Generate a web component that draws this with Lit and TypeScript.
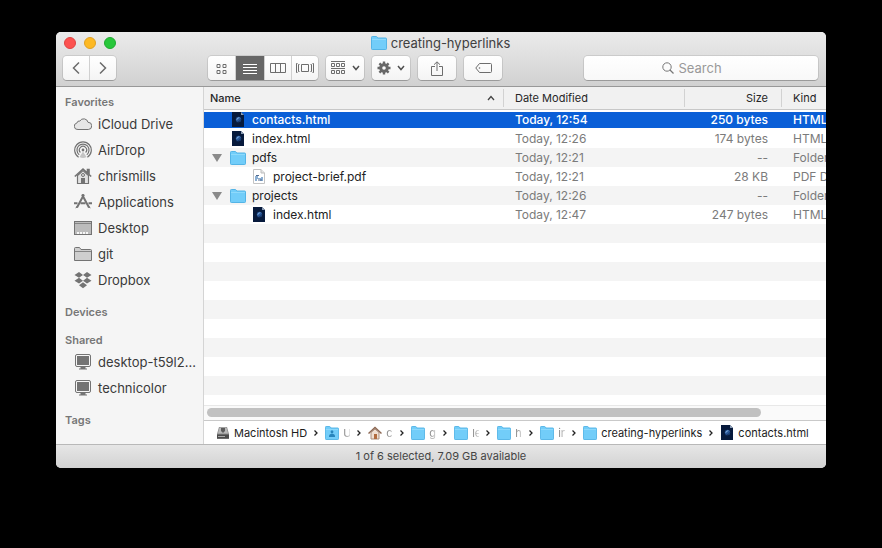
import { LitElement, html, css, svg, nothing } from "lit";
import { customElement } from "lit/decorators.js";
import { classMap } from "lit/directives/class-map.js";

const icon = (w: number, h: number, body: unknown) =>
  html`<svg width=${w} height=${h} viewBox="0 0 ${w} ${h}" fill="none" aria-hidden="true">${body}</svg>`;

const folder = (w = 16, mark: unknown = nothing) => html`<svg width=${w} height="14" viewBox="0 0 16 14" preserveAspectRatio="none" fill="none" aria-hidden="true">
  <path d="M.5 1.3Q.5.5 1.3.5H5.2Q5.8.5 6.2 1.1L6.8 2H14.7Q15.5 2 15.5 2.8V12.7Q15.5 13.5 14.7 13.5H1.3Q.5 13.5.5 12.7Z" fill="#72cdf9" stroke="#54b4e6"/>
  <path d="M1 3.5H15" stroke="#8edafc"/>${mark}</svg>`;

const page = () => icon(12, 15, svg`
  <path d="M0 0H9L12 3V15H0Z" fill="#071a3c"/>
  <path d="M9 0L12 3H9Z" fill="#8d9fb8"/>
  <circle cx="6.500" cy="7.500" r="2.700" fill="#2a5797"/>
  <path d="M4 10.500Q8.500 11 9.300 6.500Q8 9 4 10.500Z" fill="#12305e"/>
  <path d="M4.800 7.800Q5.200 5.800 7.300 5.700" stroke="#83b2e2"/>`);

const pdf = () => icon(12, 15, svg`
  <path d="M.5.5H8L11.500 4V14.500H.5Z" fill="#fff" stroke="#c4c4c4"/>
  <path d="M8 .5V4H11.500" fill="#e4e4e4" stroke="#bdbdbd"/>
  <path d="M2 7H5V9H8V8H10V12H7V10H4V12H2Z" fill="#8baed2"/>
  <path d="M3 6.500H6M5 11H9" stroke="#526b90"/>`);

const grey = "#737373";
const monitor = () => icon(18, 18, svg`
  <rect x="1.500" y="1.500" width="15" height="12" rx="1.500" fill="#f5f5f5" stroke="${grey}"/>
  <rect x="3" y="3" width="12" height="9" fill="${grey}"/>
  <path d="M6.500 14H11.500V15.500H13V16.500H5V15.500H6.500Z" fill="${grey}"/>`);

const side = {
  cloud: () => icon(18, 18, svg`<path d="M4 14.500A3.300 3.300 0 0 1 2.900 8A2.600 2.600 0 0 1 5.900 6A4.400 4.400 0 0 1 14 7.300A3.600 3.600 0 0 1 14.300 14.500Z" fill="#e6e6e6" stroke="${grey}"/>`),
  airdrop: () => icon(18, 18, svg`<g stroke="${grey}" stroke-width="1.200">
    <path d="M4.600 16.200A8.300 8.300 0 1 1 13.400 16.200"/><path d="M5.200 13.700A6 6 0 1 1 12.800 13.700"/><path d="M6.400 11.500A3.600 3.600 0 1 1 11.600 11.500"/></g>
    <circle cx="9" cy="9" r="1.400" fill="${grey}"/><path d="M9 10.500L12.500 16Q9 18 5.500 16Z" fill="#c4c4c4"/>`),
  home: () => icon(18, 18, svg`<path d="M3.500 8.500V16.500H14.500V8.500L9 3.500Z" fill="#e2e2e2" stroke="${grey}" stroke-width="1.200"/>
    <path d="M.8 9.500L9 2L17.200 9.500M13.500 6V2.500H15V7" stroke="${grey}" stroke-width="1.600"/>
    <circle cx="9" cy="8" r="1.500" stroke="${grey}"/><path d="M7 11H11V16.500H7Z" fill="${grey}"/>`),
  apps: () => icon(18, 18, svg`<path d="M10 1.500L3 14.500M8 1.500L15 14.500" stroke="${grey}" stroke-width="2"/>
    <path d="M0 10.200H3.500M6.500 10.200H11.500M14.500 10.200H18" stroke="${grey}" stroke-width="2"/>
    <path d="M1.300 15.500L2.300 13.200L4 14.200ZM16.700 15.500L15.700 13.200L14 14.200Z" fill="${grey}"/>`),
  desktop: () => icon(18, 18, svg`<rect x=".5" y="2.500" width="17" height="13" fill="#bcbcbc" stroke="${grey}"/>
    <path d="M1 4.500H17" stroke="#858585"/><path d="M3 14H15" stroke="#f7f7f7" stroke-width="2" stroke-dasharray="2 1"/>`),
  folder: () => icon(18, 18, svg`<path d="M.5 15.500V3.500Q.5 2.500 1.500 2.500H5.500L7 4.500H16.500Q17.500 4.500 17.500 5.500V15.500Z" fill="#cecece" stroke="${grey}"/><path d="M1 6.500H17" stroke="#858585"/>`),
  dropbox: () => icon(18, 18, svg`<path d="M5 1L9 3.900L5 6.800L.5 3.900ZM13 1L17.500 3.900L13 6.800L9 3.900ZM5 6.800L9 9.700L5 12.600L.5 9.700ZM13 6.800L17.500 9.700L13 12.600L9 9.700ZM9 11.200L13 14.300L9 17.200L5 14.300Z" fill="${grey}"/>
    <path d="M9 4.700L12 6.800L9 8.900L6 6.800Z" fill="#f5f5f5"/>`),
  monitor,
};

const groups: { title: string; items: [keyof typeof side, string][] }[] = [
  { title: "Favorites", items: [["cloud", "iCloud Drive"], ["airdrop", "AirDrop"], ["home", "chrismills"], ["apps", "Applications"], ["desktop", "Desktop"], ["folder", "git"], ["dropbox", "Dropbox"]] },
  { title: "Devices", items: [] },
  { title: "Shared", items: [["monitor", "desktop-t59l2..."], ["monitor", "technicolor"]] },
  { title: "Tags", items: [] },
];

interface Entry { name: string; type: "page" | "folder" | "pdf"; date: string; size: string; kind: string; nested?: boolean; selected?: boolean }
const entries: Entry[] = [
  { name: "contacts.html", type: "page", date: "Today, 12:54", size: "250 bytes", kind: "HTML", selected: true },
  { name: "index.html", type: "page", date: "Today, 12:26", size: "174 bytes", kind: "HTML" },
  { name: "pdfs", type: "folder", date: "Today, 12:21", size: "--", kind: "Folder" },
  { name: "project-brief.pdf", type: "pdf", date: "Today, 12:21", size: "28 KB", kind: "PDF D", nested: true },
  { name: "projects", type: "folder", date: "Today, 12:26", size: "--", kind: "Folder" },
  { name: "index.html", type: "page", date: "Today, 12:47", size: "247 bytes", kind: "HTML", nested: true },
];

const drive = () => icon(14, 14, svg`<path d="M3 1H11L13 8V13H1V8Z" fill="#8b8b8b"/><path d="M3.500 1.500H10.500L12 7.500H2Z" fill="#b9b9b9"/><path d="M5 2H9V5L7 7L5 5Z" fill="#5c5c5c"/><path d="M1 8.500H13V12.500H1Z" fill="#4b4b4b"/><path d="M2 10.500H9" stroke="#aaa"/>`);
const house = () => icon(14, 14, svg`<path d="M3 6.500V13H11V6.500L7 3Z" fill="#f0dfd1" stroke="#aa8f7d"/><path d="M.5 7.500L7 1.500L13.500 7.500" stroke="#8c6752" stroke-width="1.500"/><path d="M6 8H9V13H6Z" fill="#b26c3e"/>`);
const person = svg`<circle cx="8" cy="5.800" r="1.600" fill="#2785bd"/><path d="M4.500 11Q4.500 7.800 8 7.800T11.500 11Z" fill="#2785bd"/>`;

const crumbs: { label: string; art: () => unknown; short?: boolean }[] = [
  { label: "Macintosh HD", art: drive },
  { label: "U", art: () => folder(14, person), short: true },
  { label: "c", art: house, short: true },
  { label: "g", art: () => folder(14), short: true },
  { label: "le", art: () => folder(14), short: true },
  { label: "h", art: () => folder(14), short: true },
  { label: "in", art: () => folder(14), short: true },
  { label: "creating-hyperlinks", art: () => folder(14) },
  { label: "contacts.html", art: page },
];

const shared = css`
  * { box-sizing: border-box; }
  svg { display: block; flex: none; }
  button { font: inherit; color: inherit; margin: 0; padding: 0; border: 0; background: none; }
  ul, ol { list-style: none; margin: 0; padding: 0; }
`;

@customElement("finder-toolbar")
class FinderToolbar extends LitElement {
  static styles = [shared, css`
    :host { display: block; padding: 0 8px 6px 7px; background: linear-gradient(#ebebeb, #d1d1d1); border-bottom: 1px solid #989898; }
    .title-row { display: grid; grid-template-columns: 1fr auto 1fr; align-items: center; height: 24px; padding-bottom: 2px; }
    .lights { display: flex; gap: 8px; padding-left: 1px; }
    .light { width: 12px; height: 12px; border-radius: 50%; border: 1px solid; }
    .close { background: #fc5250; border-color: #df4442; }
    .minimise { background: #fdb924; border-color: #dfa023; }
    .zoom { background: #28c73b; border-color: #20aa30; }
    h1 { display: flex; align-items: center; gap: 4px; margin: 0; font-size: 13px; font-weight: 400; color: #404040; }
    .tools { display: flex; height: 24px; gap: 8px; }
    .group { display: flex; border-radius: 4px; background: linear-gradient(#fff, #f4f4f4); box-shadow: 0 0 0 1px #00000018, 0 1px 0 #00000030; }
    .group button { display: flex; align-items: center; justify-content: center; gap: 6px; width: 38px; }
    .nav { margin-right: 84px; }
    .nav button { width: 26px; }
    .nav button + button { width: 27px; }
    .views button { width: 27px; }
    .views .current { width: 29px; background: #666; }
    button + button { border-left: 1px solid #d0d0d0; }
    .search { display: flex; flex: 0 1 234px; align-items: center; justify-content: center; gap: 5px; margin-left: auto; border-radius: 4px; background: linear-gradient(#fff, #f8f8f8); box-shadow: 0 0 0 1px #00000018, 0 1px 0 #00000030; }
    input { width: 62px; padding: 0; border: 0; outline: 0; background: none; font: inherit; font-size: 13px; }
    input::placeholder { color: #999; opacity: 1; }
  `];
  render() {
    const chevron = icon(8, 6, svg`<path d="M1 1L4 4.500L7 1" stroke="#505050" stroke-width="1.500"/>`);
    const cog = [0, 45, 90, 135].map((a) => svg`<path d="M7 .5V13.500" stroke="#686868" stroke-width="2.400" transform="rotate(${a} 7 7)"/>`);
    return html`
      <div class="title-row">
        <div class="lights">
          <button class="light close" aria-label="Close"></button>
          <button class="light minimise" aria-label="Minimise"></button>
          <button class="light zoom" aria-label="Zoom"></button>
        </div>
        <h1>${folder()}creating-hyperlinks</h1>
      </div>
      <div class="tools">
        <div class="group nav">
          <button aria-label="Back">${icon(8, 14, svg`<path d="M7 1.500L1.500 7L7 12.500" stroke="#6b6b6b" stroke-width="1.500"/>`)}</button>
          <button aria-label="Forward">${icon(8, 14, svg`<path d="M1 1.500L6.500 7L1 12.500" stroke="#6b6b6b" stroke-width="1.500"/>`)}</button>
        </div>
        <div class="group views">
          <button aria-label="Icons">${icon(11, 11, svg`<path d="M1 1.500H4V4.500H1ZM7 1.500H10V4.500H7ZM1 7.500H4V10.500H1ZM7 7.500H10V10.500H7Z" stroke="#6d6d6d"/>`)}</button>
          <button class="current" aria-label="List" aria-pressed="true">${icon(14, 11, svg`<path d="M0 1.500H14M0 4.500H14M0 7.500H14M0 10.500H14" stroke="#fff"/>`)}</button>
          <button aria-label="Columns">${icon(16, 10, svg`<path d="M.5.5H15.500V9.500H.5ZM5.500.5V9.500M10.500.5V9.500" stroke="#6d6d6d"/>`)}</button>
          <button aria-label="Cover Flow">${icon(18, 10, svg`<path d="M1.500.5H.5V9.500H1.500M3.500 1.500H2.500V8.500H3.500M5.500 1.500H12.500V8.500H5.500ZM14.500 1.500H15.500V8.500H14.500M16.500.5H17.500V9.500H16.500" stroke="#6d6d6d"/>`)}</button>
        </div>
        <div class="group"><button aria-label="Arrange">${icon(15, 14, svg`<path d="M0 .5H14M0 7.500H14M.5 2.500H3.500V5.500H.5ZM5.500 2.500H8.500V5.500H5.500ZM10.500 2.500H13.500V5.500H10.500ZM.5 9.500H3.500V12.500H.5ZM5.500 9.500H8.500V12.500H5.500ZM10.500 9.500H13.500V12.500H10.500Z" stroke="#6d6d6d"/>`)}${chevron}</button></div>
        <div class="group"><button aria-label="Actions">${icon(14, 14, svg`${cog}<circle cx="7" cy="7" r="3.600" stroke="#686868" stroke-width="2.400"/><circle cx="7" cy="7" r="1.800" fill="#fafafa"/>`)}${chevron}</button></div>
        <div class="group"><button aria-label="Share">${icon(12, 15, svg`<path d="M4 5.500H.5V14.500H11.500V5.500H8M6 10V1M3 3.700L6 .8L9 3.700" stroke="#6d6d6d"/>`)}</button></div>
        <div class="group"><button aria-label="Tags">${icon(17, 10, svg`<path d="M4.500.5H15.500Q16.500.5 16.500 1.500V8.500Q16.500 9.500 15.500 9.500H4.500L.8 5Z" stroke="#6d6d6d"/><circle cx="4.500" cy="5" r=".8" fill="#6d6d6d"/>`)}</button></div>
        <label class="search">
          ${icon(12, 12, svg`<circle cx="5" cy="5" r="4.200" stroke="#777"/><path d="M8 8L11.500 11.500" stroke="#777" stroke-width="1.200"/>`)}
          <input type="text" placeholder="Search" aria-label="Search">
        </label>
      </div>`;
  }
}

@customElement("finder-sidebar")
class FinderSidebar extends LitElement {
  static styles = [shared, css`
    :host { display: block; padding-top: 6px; background: #f5f5f5; color: #3a3a3a; }
    section { margin-bottom: 10px; }
    h2 { margin: 0; padding-left: 9px; font-size: 11px; line-height: 18px; font-weight: 600; color: #777; }
    a { display: flex; align-items: center; gap: 6px; height: 26px; padding-left: 18px; font-size: 13px; color: inherit; text-decoration: none; white-space: nowrap; }
  `];
  render() {
    return groups.map((g) => html`<section><h2>${g.title}</h2>
      ${g.items.length ? html`<ul>${g.items.map(([art, label]) => html`<li><a href="#">${side[art]()}${label}</a></li>`)}</ul>` : nothing}
    </section>`);
  }
}

@customElement("finder-list")
class FinderList extends LitElement {
  static styles = [shared, css`
    :host { display: flex; flex-direction: column; min-width: 0; border-left: 1px solid #d4d4d4; background: #fff; }
    .files { flex: 1; overflow: hidden; background: repeating-linear-gradient(#fff 0 19px, #f4f4f4 19px 38px) 0 4px; }
    table { width: calc(100% + 78px); table-layout: fixed; border-collapse: separate; border-spacing: 0; font-size: 12px; }
    .date-col { width: 181px; } .size-col { width: 97px; } .kind-col { width: 123px; }
    th { height: 23px; padding: 0; background: #f1f1f1; border-bottom: 1px solid #c8c8c8; font-size: 11px; font-weight: 400; text-align: left; color: #262626; }
    th button { display: flex; align-items: center; width: 100%; height: 18px; padding: 0 13px 0 11px; border-left: 1px solid #d2d2d2; }
    th:first-child button { justify-content: space-between; padding: 0 8px 0 6px; border: 0; font-weight: 500; }
    .size button { justify-content: flex-end; }
    td { height: 19px; padding: 0 13px 0 12px; line-height: 19px; color: #7b7b7b; white-space: nowrap; overflow: hidden; }
    td.size { text-align: right; }
    td:first-child { padding: 0 0 0 6px; color: #222; }
    .name { display: flex; align-items: center; height: 17px; }
    .toggle { width: 20px; height: 17px; display: flex; align-items: center; padding-left: 2px; }
    .nested { padding-left: 21px; }
    .art { display: flex; justify-content: center; width: 16px; margin-right: 6px; }
    .alt td { background: #f4f4f4; }
    .selected td { background: linear-gradient(#fff 0 2px, #0a5fd7 2px 18px, #fff 18px); color: #fff; font-weight: 500; }
    .selected td:first-child { color: #fff; }
    .track { height: 15px; padding: 2px 3px; border-top: 1px solid #e8e8e8; background: #fafafa; }
    .thumb { width: 90%; height: 9px; border-radius: 5px; background: #c1c1c1; }
    ol { display: flex; align-items: center; height: 24px; padding-left: 12px; border-top: 1px solid #c9c9c9; font-size: 11px; color: #1c1c1c; }
    li { display: flex; align-items: center; white-space: nowrap; }
    li a { display: flex; align-items: center; gap: 4px; color: inherit; text-decoration: none; }
    .crumb-art { display: flex; justify-content: center; width: 14px; }
    .label.short { width: 7px; overflow: hidden; color: #8d8d8d; mask-image: linear-gradient(90deg, #000 20%, #0005); }
    .sep { margin: 0 7px; }
  `];
  render() {
    return html`
      <div class="files">
        <table>
          <colgroup><col><col class="date-col"><col class="size-col"><col class="kind-col"></colgroup>
          <thead><tr>
            <th aria-sort="ascending"><button>Name${icon(8, 6, svg`<path d="M1 5L4 1.500L7 5" stroke="#444" stroke-width="1.300"/>`)}</button></th>
            <th><button>Date Modified</button></th>
            <th class="size"><button>Size</button></th>
            <th><button>Kind</button></th>
          </tr></thead>
          <tbody>${entries.map((e, i) => html`
            <tr class=${classMap({ alt: i % 2 === 0 && !e.selected, selected: !!e.selected })}>
              <td><div class=${classMap({ name: true, nested: !!e.nested })}>
                ${e.type === "folder"
                  ? html`<button class="toggle" aria-label="Collapse ${e.name}" aria-expanded="true">${icon(10, 8, svg`<path d="M0 0H10L5 8Z" fill="#8a8a8a"/>`)}</button>`
                  : html`<span class="toggle"></span>`}
                <span class="art">${e.type === "folder" ? folder() : e.type === "pdf" ? pdf() : page()}</span>${e.name}
              </div></td>
              <td>${e.date}</td><td class="size">${e.size}</td><td>${e.kind}</td>
            </tr>`)}</tbody>
        </table>
      </div>
      <div class="track"><div class="thumb"></div></div>
      <ol aria-label="Path">${crumbs.map((c, i) => html`<li>
        ${i ? html`<svg class="sep" width="4" height="8" viewBox="0 0 4 8" fill="none" aria-hidden="true"><path d="M.5 1.500L3 4L.5 6.500" stroke="#222" stroke-width="1.300"/></svg>` : nothing}
        <a href="#"><span class="crumb-art">${c.art()}</span><span class=${classMap({ label: true, short: !!c.short })}>${c.label}</span></a></li>`)}</ol>`;
  }
}

@customElement("app-root")
class AppRoot extends LitElement {
  static styles = [shared, css`
    :host { display: block; box-sizing: border-box; min-height: 100vh; padding: 32px 56px 80px; background: #000; font-family: Inter, "Liberation Sans", sans-serif; }
    main { border-radius: 5px; overflow: hidden; background: #f5f5f5; }
    .body { display: grid; grid-template-columns: 147px minmax(0, 1fr); min-height: 357px; }
    footer { height: 24px; border-top: 1px solid #b8b8b8; background: linear-gradient(#e6e6e6, #d2d2d2); font-size: 11px; line-height: 23px; text-align: center; color: #444; }
  `];
  render() {
    return html`<main>
      <finder-toolbar></finder-toolbar>
      <div class="body"><finder-sidebar></finder-sidebar><finder-list></finder-list></div>
      <footer>1 of 6 selected, 7.09 GB available</footer>
    </main>`;
  }
}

□ □ □ □

REQUIREMENTS:
Reproduce exactly the run of lines that opens the listing and closes with the line holding "7.800Q5.200 5.800 7.300". Pictures are excluded.

EXPECTED OUTPUT:
Generate a web component that draws this with Lit and TypeScript.
import { LitElement, html, css, svg, nothing } from "lit";
import { customElement } from "lit/decorators.js";
import { classMap } from "lit/directives/class-map.js";

const icon = (w: number, h: number, body: unknown) =>
  html`<svg width=${w} height=${h} viewBox="0 0 ${w} ${h}" fill="none" aria-hidden="true">${body}</svg>`;

const folder = (w = 16, mark: unknown = nothing) => html`<svg width=${w} height="14" viewBox="0 0 16 14" preserveAspectRatio="none" fill="none" aria-hidden="true">
  <path d="M.5 1.3Q.5.5 1.3.5H5.2Q5.8.5 6.2 1.1L6.8 2H14.7Q15.5 2 15.5 2.8V12.7Q15.5 13.5 14.7 13.5H1.3Q.5 13.5.5 12.7Z" fill="#72cdf9" stroke="#54b4e6"/>
  <path d="M1 3.5H15" stroke="#8edafc"/>${mark}</svg>`;

const page = () => icon(12, 15, svg`
  <path d="M0 0H9L12 3V15H0Z" fill="#071a3c"/>
  <path d="M9 0L12 3H9Z" fill="#8d9fb8"/>
  <circle cx="6.500" cy="7.500" r="2.700" fill="#2a5797"/>
  <path d="M4 10.500Q8.500 11 9.300 6.500Q8 9 4 10.500Z" fill="#12305e"/>
  <path d="M4.800 7.800Q5.200 5.800 7.300 5.700" stroke="#83b2e2"/>`);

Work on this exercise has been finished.